Copper cables with SFP+ connectors, also known as Direct Attach Copper (DAC), are also out on the market for compatibility with SFP+ switches. 10GBASE-CR is an example of an SFP+ DAC 10 GbE cable and one of the most commonly used copper cables for 10 GbE. Double-twisted 10 GbE copper cable includes 10GBASE-CX4, 10GBASE-T, 10GBASE-KX4, and 10GBASE-KR supporting distances ranging 1 to 15 meters.
10 Gigabit Ethernet has a lot of standards under its umbrella, and it is not backward compatible with its predecessors. These often cause confusion on what cable to use. Although fiber and copper cables support 10 GbE, not all types can be utilized in this ultrafast Ethernet. Using an incorrect cable will greatly impact the network’s performance. Generally, the type of cable you need will depend on the type of network to be implemented. In summary, here are the different types of cables that best suit 10 GbE:
Multi-mode fiber cables – SFP+ fiber cables suitable for mid-range distances, reaching up to 400 m. For optimum performance, use OM3-OM5 cables.

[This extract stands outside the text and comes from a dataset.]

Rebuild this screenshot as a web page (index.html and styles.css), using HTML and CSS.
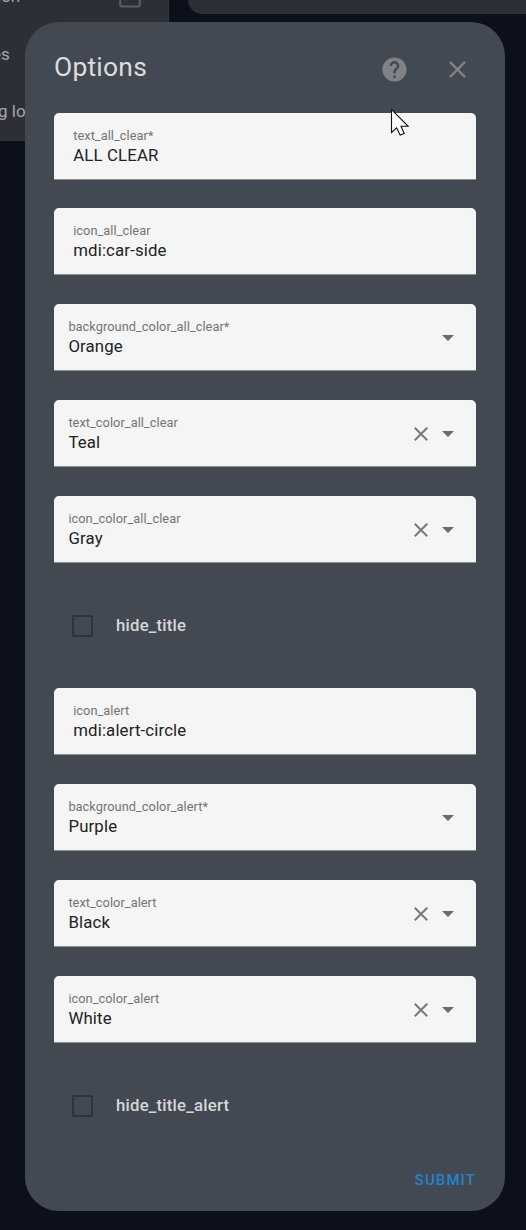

Single-mode fiber cables – SFP+ fiber cables covering distances of up to 10 km.
SFP+ DAC – copper cables compatible with SFP+ interfaces, which are dominantly used in 10 GbE switches. Suitable for shorter distances, such as switches housed in the same rack or nearby racks.
10BASE-T – twisted pair cables Cat 6, Cat 6a, and Cat 7 for network infrastructures supporting RJ45 interfaces.